Class of Small Businesses Alleges Brazen|Fraud in Credit-Card Swiping Machines

MANHATTAN (CN) - In a federal class action, small businesses accuse purveyors of merchant credit-card services and credit-card swiping machines of brazen frauds, through forgery, lies and altered contracts, which cost businesses thousands of dollars in hidden fees.

Merchant card services enable businesses to accept and process credit and debit card payments.

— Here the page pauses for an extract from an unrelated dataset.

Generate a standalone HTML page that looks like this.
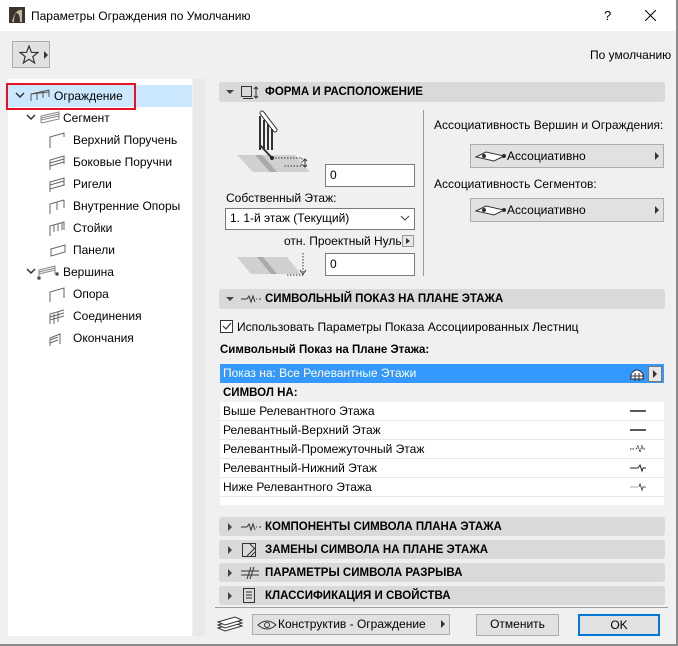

Typically such businesses lease, or less commonly, buy the card-swiping machines.

Lease Finance Group and Northern Leasing Systems are the lead defendants.

Named plaintiffs Sarah Teague, a chiropractor, and retailers Robert Avila, owner of Constantine Creations, and Machelle Schomaker, owner of Thing-A-Ma-Jigs, accuse the independent sales organizations that lease the machines of fraud, conversion, unjust enrichment, breach of contract and other violations.

These include "willfully orchestrating false representations about potential savings in transaction costs, fraudulently altering signed contracts purportedly entered into by businesses for such services, wrongfully taking unauthorized fees and other charges from banks accounts, charging exorbitant and unconscionable rates for the leasing of credit card machines, and failing to notify customers of their practices."

The plaintiffs say that to get their signatures on lease contracts, the defendants falsely promise small business operators low transaction fees for processing services.

But after the business owners sign the agreements, the defendants "alter the contract by adding pages that were never shown to the applicants and by filling in blank areas with new terms," the plaintiffs say. "These newly added pages and terms include purported provisions for early termination fees, liquidated damages, liability limitations, arbitration clauses, and choice-of-law and choice-of-forum provisions.

"Sometimes, defendants go so far as to forge the initials or signatures of small business owners on the newly added pages or filled in areas."

The plaintiffs add: "the altered contracts contain unconscionable provisions, including long-term leases that require small business owner to pay wildly inflated monthly rental fees for credit card processing terminals and inflated early-termination fees, and require small business owners to personally guarantee the contracts. The contracts also authorize defendants to debt payments purportedly due under the agreements directly from the consumer's bank account.

"Once class members' signatures are obtained (or fraudulently inserted through electronic or written forgery), defendants electronically debit class members' bank accounts for the higher-than-disclosed processing rates, inflated rental fees, and other unauthorized charges."

Named as defendants are Lease Finance Group LLC; Northern Leasing Systems Inc.; Lease Source - LSI, LLC; Lease Source Inc.; MBF Leasing LLC; Jay Cohen; Leonard Mezei; Sara Krieger; Encore Payment Systems LLC; Merchant Services Inc.; Universal Merchant Services LLC; Jason Moore; and Trans Tech Merchant Group

The plaintiffs seek restitution, disgorgement, an injunction and class damages for consumer fraud, false advertising in violation, common law fraud, unjust enrichment, deceit, fraud and misrepresentation, negligent misrepresentation, conversion and breach of contact.

Their lead counsel is Krishnan Chittur with Chittur & Associates.